Se non vi è un ceto intellettuale che con ogni sforzo tenta di trarre la società a queste finalità, ma vincerà il ceto tecnologico, non c’è speranza. Attualmente tutto quello che sta avvenendo è quasi un voler sperimentare la potenza della tecnica, sia in campo medico sia in campo militare. Bisogna riflettere, fermarsi, ragionare sul dove ci porta tutto questo, a degli enormi vantaggi accosta pericoli fatali. L’arte e la cultura hanno solo lo svantaggio di non poter dedicarci per sempre al loro culto e di dovere finire la vita senza continuare ad ammirare quanto di bello hanno fatto e possono fare gli umani. Certo, vi è anche l’economia, certo, la scienza, ma purché vi siamo scopi di gioia di vivere, scopi entusiasmanti, scopi collettivi, aggregativi. L’arte è socializzante, la natura è socializzante, sono aspetti che favoriscono l’amore per la vita, il lavoro rassicurato, la religione per chi crede o forme sociali di altra specie.
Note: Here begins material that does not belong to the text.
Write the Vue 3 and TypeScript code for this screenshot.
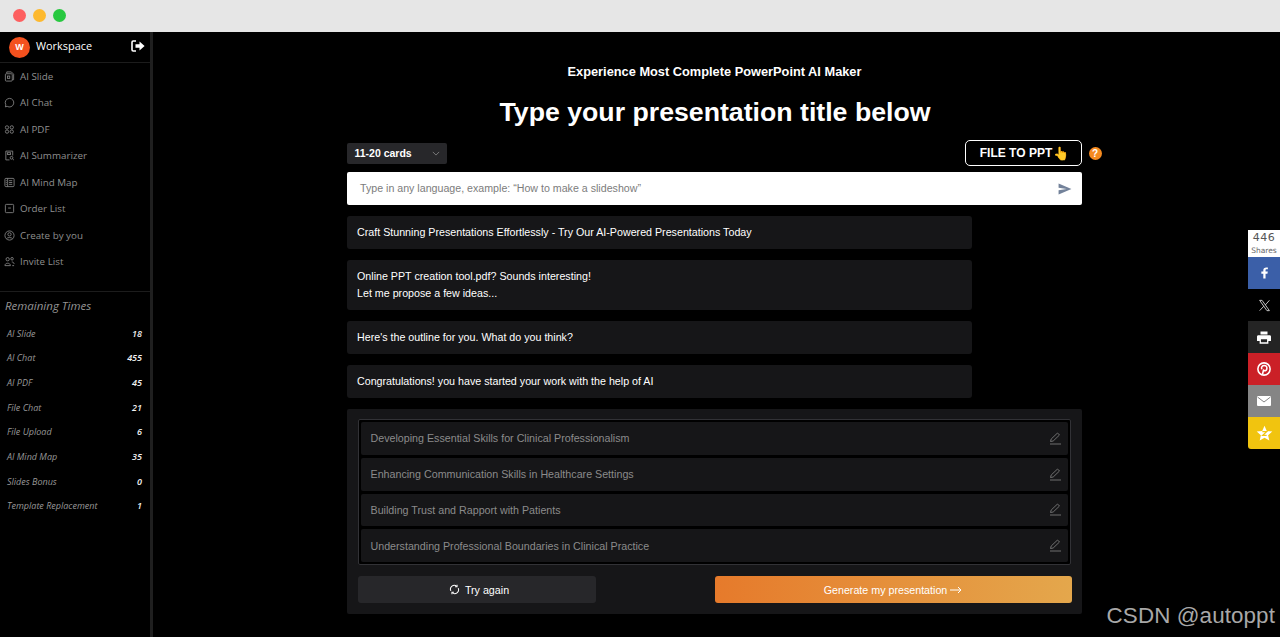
<script setup lang="ts">
const navItems = ['AI Slide', 'AI Chat', 'AI PDF', 'AI Summarizer', 'AI Mind Map', 'Order List', 'Create by you', 'Invite List']
const remaining: [string, number][] = [
  ['AI Slide', 18], ['AI Chat', 455], ['AI PDF', 45], ['File Chat', 21],
  ['File Upload', 6], ['AI Mind Map', 35], ['Slides Bonus', 0], ['Template Replacement', 1],
]
const messages = [
  ['Craft Stunning Presentations Effortlessly - Try Our AI-Powered Presentations Today'],
  ['Online PPT creation tool.pdf? Sounds interesting!', 'Let me propose a few ideas...'],
  ["Here's the outline for you. What do you think?"],
  ['Congratulations! you have started your work with the help of AI'],
]
const outline = [
  'Developing Essential Skills for Clinical Professionalism',
  'Enhancing Communication Skills in Healthcare Settings',
  'Building Trust and Rapport with Patients',
  'Understanding Professional Boundaries in Clinical Practice',
]
</script>

<template>
  <div class="window">
    <header class="chrome">
      <span class="dot red"></span><span class="dot yellow"></span><span class="dot green"></span>
    </header>
    <div class="body">
      <aside class="sidebar">
        <div class="brand">
          <span class="avatar">W</span>
          <span class="brand-name">Workspace</span>
          <svg class="logout" viewBox="0 0 14 12" width="14" height="12">
            <path d="M5 1H2.2C1.5 1 1 1.5 1 2.2v7.6C1 10.5 1.5 11 2.2 11H5" fill="none" stroke="#fff" stroke-width="1.6"/>
            <path d="M4.5 4.3h4V1.6L13.6 6 8.5 10.4V7.7h-4z" fill="#fff"/>
          </svg>
        </div>
        <nav class="nav">
          <div v-for="(item, i) in navItems" :key="item" class="nav-item">
            <svg class="nav-icon" viewBox="0 0 12 12" width="11" height="11" fill="none" stroke="#8a8a8a" stroke-width="0.9">
              <template v-if="i === 0"><path d="M3 2.500V1h5l2.500 2.500V9.500H9"/><rect x="1.500" y="3" width="7.500" height="8" rx="1"/><rect x="3.800" y="5.500" width="2.500" height="2.500"/></template>
              <path v-else-if="i === 1" d="M6 1.500a4.700 4.700 0 1 1-2.500 8.700L1.500 10.800l.5-2.200A4.700 4.700 0 0 1 6 1.500z"/>
              <template v-else-if="i === 2"><rect x="1.500" y="2" width="3.500" height="3.500" rx="1.500"/><circle cx="8.500" cy="3.700" r="1.800"/><circle cx="3.300" cy="8.300" r="1.800"/><circle cx="8.500" cy="8.300" r="1.800"/></template>
              <template v-else-if="i === 3"><path d="M9.500 6V1.200H2v9.600h4"/><rect x="3.700" y="3" width="3.500" height="2"/><circle cx="8.200" cy="8.500" r="1.500"/><path d="M9.300 9.600 10.800 11"/></template>
              <template v-else-if="i === 4"><rect x="1" y="1.500" width="10" height="9" rx="1"/><path d="M4 1.500v9M5.500 4H9M5.500 6H9M5.500 8H9M2 4h1M2 6h1M2 8h1"/></template>
              <template v-else-if="i === 5"><rect x="1.500" y="1.500" width="9" height="9" rx="1"/><path d="M4.500 5.500h3"/></template>
              <template v-else-if="i === 6"><circle cx="6" cy="6" r="5"/><circle cx="6" cy="4.700" r="1.800"/><path d="M2.800 9.500C3.500 7.800 8.500 7.800 9.200 9.500"/></template>
              <template v-else><circle cx="4" cy="3.500" r="1.800"/><circle cx="8.800" cy="3" r="1.400"/><path d="M1 10.500C1 7 7 7 7 10.500zM8.500 6.500c1.500 0 2.500 1 2.500 2.300M9 10.500h2"/></template>
            </svg>
            <span>{{ item }}</span>
          </div>
        </nav>
        <section class="remaining">
          <h3 class="remaining-title">Remaining Times</h3>
          <div v-for="[label, count] in remaining" :key="label" class="remaining-row">
            <span class="remaining-label">{{ label }}</span>
            <span class="remaining-count">{{ count }}</span>
          </div>
        </section>
      </aside>

      <main class="main">
        <div class="column">
          <p class="subtitle">Experience Most Complete PowerPoint AI Maker</p>
          <h1 class="title">Type your presentation title below</h1>

          <div class="toolbar">
            <div class="select">
              <span>11-20 cards</span>
              <svg viewBox="0 0 10 6" width="8" height="5" fill="none" stroke="#8d8d8d" stroke-width="1"><path d="M1 1l4 4 4-4"/></svg>
            </div>
            <button class="file-btn">FILE TO PPT<span class="hand">👆</span></button>
            <span class="help">?</span>
          </div>

          <div class="prompt">
            <span class="placeholder">Type in any language, example: “How to make a slideshow”</span>
            <svg viewBox="0 0 16 14" width="14" height="12"><path d="M0.500 0.500 15.500 7 0.500 13.500 0.500 8.500 10 7 0.500 5.500z" fill="#73829a"/></svg>
          </div>

          <div class="messages">
            <div v-for="(m, i) in messages" :key="i" class="message">
              <div v-for="line in m" :key="line">{{ line }}</div>
            </div>
          </div>

          <section class="panel">
            <div class="outline">
              <div v-for="o in outline" :key="o" class="outline-row">
                <span>{{ o }}</span>
                <svg viewBox="0 0 13 13" width="13" height="13" fill="none" stroke="#6f6f6f" stroke-width="1"><path d="M1.500 9.500 2.200 7 8.500 1 10.500 3 4.200 9z"/><path d="M1 12h11"/></svg>
              </div>
            </div>
            <div class="actions">
              <button class="retry">
                <svg viewBox="0 0 12 12" width="11" height="11" fill="none" stroke="#fff" stroke-width="1.100"><path d="M2 7.500A4.200 4.200 0 0 1 8.500 2.500M10 4.500A4.200 4.200 0 0 1 3.500 9.500"/><path d="M8.800 0.800v2.200H6.600M3.200 11.200V9H5.400"/></svg>
                Try again
              </button>
              <button class="generate">
                Generate my presentation
                <svg viewBox="0 0 12 8" width="12" height="8" fill="none" stroke="#fff" stroke-width="1"><path d="M0 4h11M8 1l3 3-3 3"/></svg>
              </button>
            </div>
          </section>
        </div>
      </main>
    </div>

    <div class="share">
      <div class="share-count"><b>446</b><small>Shares</small></div>
      <div class="share-btn fb"><svg viewBox="0 0 10 16" width="7" height="12"><path d="M6.500 16V9h2.700l.5-3H6.500V4.200C6.500 3.300 6.800 2.800 8 2.800h1.800V.2C9.400.1 8.500 0 7.500 0 5 0 3.300 1.500 3.300 4v2H.5v3h2.800v7z" fill="#fff"/></svg></div>
      <div class="share-btn x"><svg viewBox="0 0 24 24" width="13" height="13" fill="none" stroke="#e8e8e8" stroke-width="1.500"><path d="M3 2.500h4.500L21 21.500h-4.500zM21 2.500 13.500 11M10.500 13.500 3 21.500"/></svg></div>
      <div class="share-btn print"><svg viewBox="0 0 16 14" width="14" height="13"><path d="M4 0h8v3.500H4zM1.500 4.500h13c.8 0 1.500.7 1.500 1.500v5h-3v3H3v-3H0V6c0-.8.700-1.500 1.500-1.500zM4.500 9v3.500h7V9z" fill="#fff"/></svg></div>
      <div class="share-btn pin"><svg viewBox="0 0 16 16" width="14" height="14"><circle cx="8" cy="8" r="7" fill="none" stroke="#fff" stroke-width="1.800"/><path d="M6.300 14l1.300-5.500M5.500 8.300C4.500 6 6 4 8.300 4c2 0 3.200 1.400 3 3.200-.2 2-1.600 3.200-3 2.800-.8-.2-1-.8-1-.8" fill="none" stroke="#fff" stroke-width="1.800"/></svg></div>
      <div class="share-btn mail"><svg viewBox="0 0 14 10" width="14" height="10"><rect width="14" height="10" rx="1" fill="#fff"/><path d="M0.500 1 7 6 13.500 1" fill="none" stroke="#858585" stroke-width="1"/></svg></div>
      <div class="share-btn star"><svg viewBox="0 0 24 24" width="17" height="17"><path d="M12 1l3.200 7.300 7.800.8-5.900 5.200 1.700 7.700L12 18l-6.800 4 1.700-7.700L1 9.100l7.800-.8z" fill="#fff"/><path d="M9 9.500h6L9.500 14.500H15" fill="none" stroke="#f1c40f" stroke-width="1.800"/></svg></div>
    </div>
    <div class="watermark">CSDN @autoppt</div>
  </div>
</template>

<style>
html, body { margin: 0; background: #000; }
</style>

<style scoped>
.window { position: relative; width: 1280px; height: 637px; overflow: hidden; background: #000; display: flex; flex-direction: column; font-family: "Liberation Sans", Arial, sans-serif; }
.chrome { height: 32px; flex: none; background: #e6e6e6; display: flex; align-items: center; gap: 7px; padding: 0 0 2px 13px; box-sizing: border-box; }
.dot { width: 13px; height: 13px; border-radius: 50%; }
.red { background: #fd5f5f; }
.yellow { background: #fdb92e; }
.green { background: #28c840; }
.body { flex: 1; display: flex; min-height: 0; }
.sidebar { width: 150px; flex: none; border-right: 3px solid #1f1f1f; font-family: "Open Sans", sans-serif; display: flex; flex-direction: column; }
.brand { height: 30px; border-bottom: 1px solid #1c1c1c; display: flex; align-items: center; padding: 0 5px 0 9px; box-sizing: content-box; }
.avatar { width: 21px; height: 21px; border-radius: 50%; background: #f4511e; color: #fff; font: bold 9px "Liberation Sans", sans-serif; display: flex; align-items: center; justify-content: center; }
.brand-name { margin: -3px 0 0 6px; font-size: 10.900px; color: #fff; flex: 1; }
.logout { margin-top: -2px; }
.nav { height: 228px; border-bottom: 1px solid #1c1c1c; box-sizing: content-box; }
.nav-item { height: 26.500px; display: flex; align-items: center; gap: 5px; padding-left: 4px; font-size: 9.800px; color: #8f8f8f; }
.nav-icon { flex: none; }
.remaining { padding: 6px 8px 0 7px; }
.remaining-title { margin: 0 0 7px -2px; font-size: 11.500px; line-height: 16px; font-weight: 400; font-style: italic; color: #949494; }
.remaining-row { height: 24.630px; display: flex; justify-content: space-between; align-items: center; font-style: italic; font-size: 9px; }
.remaining-label { color: #989898; }
.remaining-count { color: #f2f2f2; font-weight: 600; }
.main { flex: 1; display: flex; justify-content: center; min-width: 0; }
.column { width: 735px; margin-left: -5px; display: flex; flex-direction: column; }
.subtitle { margin: 32px 0 0; padding-left: 1px; text-align: center; font-size: 12.800px; line-height: 16px; font-weight: 700; color: #fff; }
.title { margin: 16px 0 0; padding-left: 2px; text-align: center; font-size: 26.700px; line-height: 32px; font-weight: 700; color: #fff; }
.toolbar { position: relative; margin-top: 12px; height: 26px; display: flex; align-items: center; justify-content: space-between; }
.select { width: 100px; height: 21px; box-sizing: border-box; background: #27272a; border-radius: 2px; display: flex; align-items: center; justify-content: space-between; padding: 0 7px 0 8px; color: #fff; font-size: 10.500px; font-weight: 700; }
.file-btn { width: 117px; height: 26px; box-sizing: border-box; background: #000; border: 1.500px solid #fff; border-radius: 5px; color: #fff; font: 700 12px "Liberation Sans", sans-serif; padding: 0 0 0 3px; display: flex; align-items: center; justify-content: center; }
.hand { font-size: 13px; margin-left: 1px; }
.help { position: absolute; left: 742px; top: 6.500px; width: 13px; height: 13px; border-radius: 50%; background: #f58a1f; color: #fff; font-size: 10px; font-weight: 700; display: flex; align-items: center; justify-content: center; }
.prompt { margin-top: 6px; height: 33px; background: #fff; border-radius: 2px; display: flex; align-items: center; justify-content: space-between; padding: 0 10px 0 13.500px; }
.placeholder { color: #7c7c7c; font-size: 10.650px; padding-bottom: 1px; }
.messages { margin-top: 11px; display: flex; flex-direction: column; gap: 11px; width: 625px; }
.message { background: #161618; border-radius: 3px; padding: 7.500px 10.500px; font-size: 10.700px; line-height: 17.500px; color: #fff; min-height: 33px; box-sizing: border-box; display: flex; flex-direction: column; justify-content: center; }
.panel { margin-top: 11px; background: #161618; border-radius: 2px; padding: 10px 11px; height: 205px; box-sizing: border-box; }
.outline { height: 146px; box-sizing: border-box; border: 1px solid #323236; border-radius: 2px; background: #000; padding: 2px; display: flex; flex-direction: column; gap: 3px; }
.outline-row { flex: 1; background: #161618; border-radius: 2px; display: flex; align-items: center; justify-content: space-between; padding: 0 6px 0 10px; font-size: 10.700px; color: #8b8b8b; }
.actions { margin-top: 11px; display: flex; justify-content: space-between; margin-right: -1px; }
.retry, .generate { height: 27px; border: 0; border-radius: 3px; color: #fff; font: 10.700px "Liberation Sans", sans-serif; padding: 0; display: flex; align-items: center; justify-content: center; }
.retry { width: 238px; background: #27272a; gap: 5px; padding-left: 5px; box-sizing: border-box; }
.generate { width: 357px; background: linear-gradient(90deg, #e67a2b, #e4a74c); gap: 3px; }
.share { position: absolute; right: 0; top: 230px; width: 32px; display: flex; flex-direction: column; }
.share-count { height: 27px; background: #fff; color: #555; display: flex; flex-direction: column; align-items: center; font-family: "DejaVu Sans", sans-serif; }
.share-count b { font-size: 11px; font-weight: 400; line-height: 15px; letter-spacing: 0.500px; }
.share-count small { font-size: 7.500px; line-height: 9px; color: #666; margin-top: 1px; }
.share-btn { height: 32px; display: flex; align-items: center; justify-content: center; }
.fb { background: #3b5fa8; }
.x { background: #000; }
.print { background: #242424; }
.pin { background: #cb2027; }
.mail { background: #858585; }
.star { background: #f1c40f; border-radius: 0 0 0 3px; }
.watermark { position: absolute; right: 5px; bottom: 9px; color: #a8a8a8; font: 22.400px/24px "Liberation Sans", sans-serif; letter-spacing: 0.100px; }
</style>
Chi ama la solitudine se ne stia solo, occorrono termini dalla parte della vita, l’esibizione della sperimentazione tecnologica della capacità distruttiva sull’uomo ha come risultato la cimiterializzazione del pianeta. Siamo nel nichilismo compatto, onnipressante. Lo scetticismo greco almeno salvava la qualità intellettuale. Salvare la qualità intellettuale, rendere attraente la qualità intellettuale. Un’epoca deculturalizzata ed anche ammazzata dalla guerra eccede in desolazione. Sarà contento Mefistofele. No, accompagniamoci a Faust, all’amore verso Elena e alla costruzione della città laboriosa e fertile. L’arte ed il lavoro rassicurato sogni. Bene. Bene, allora: bruttezza e distruzione, deve essere questa la realtà per essere realistica? Questi i fini (la fine) dell’umanità!?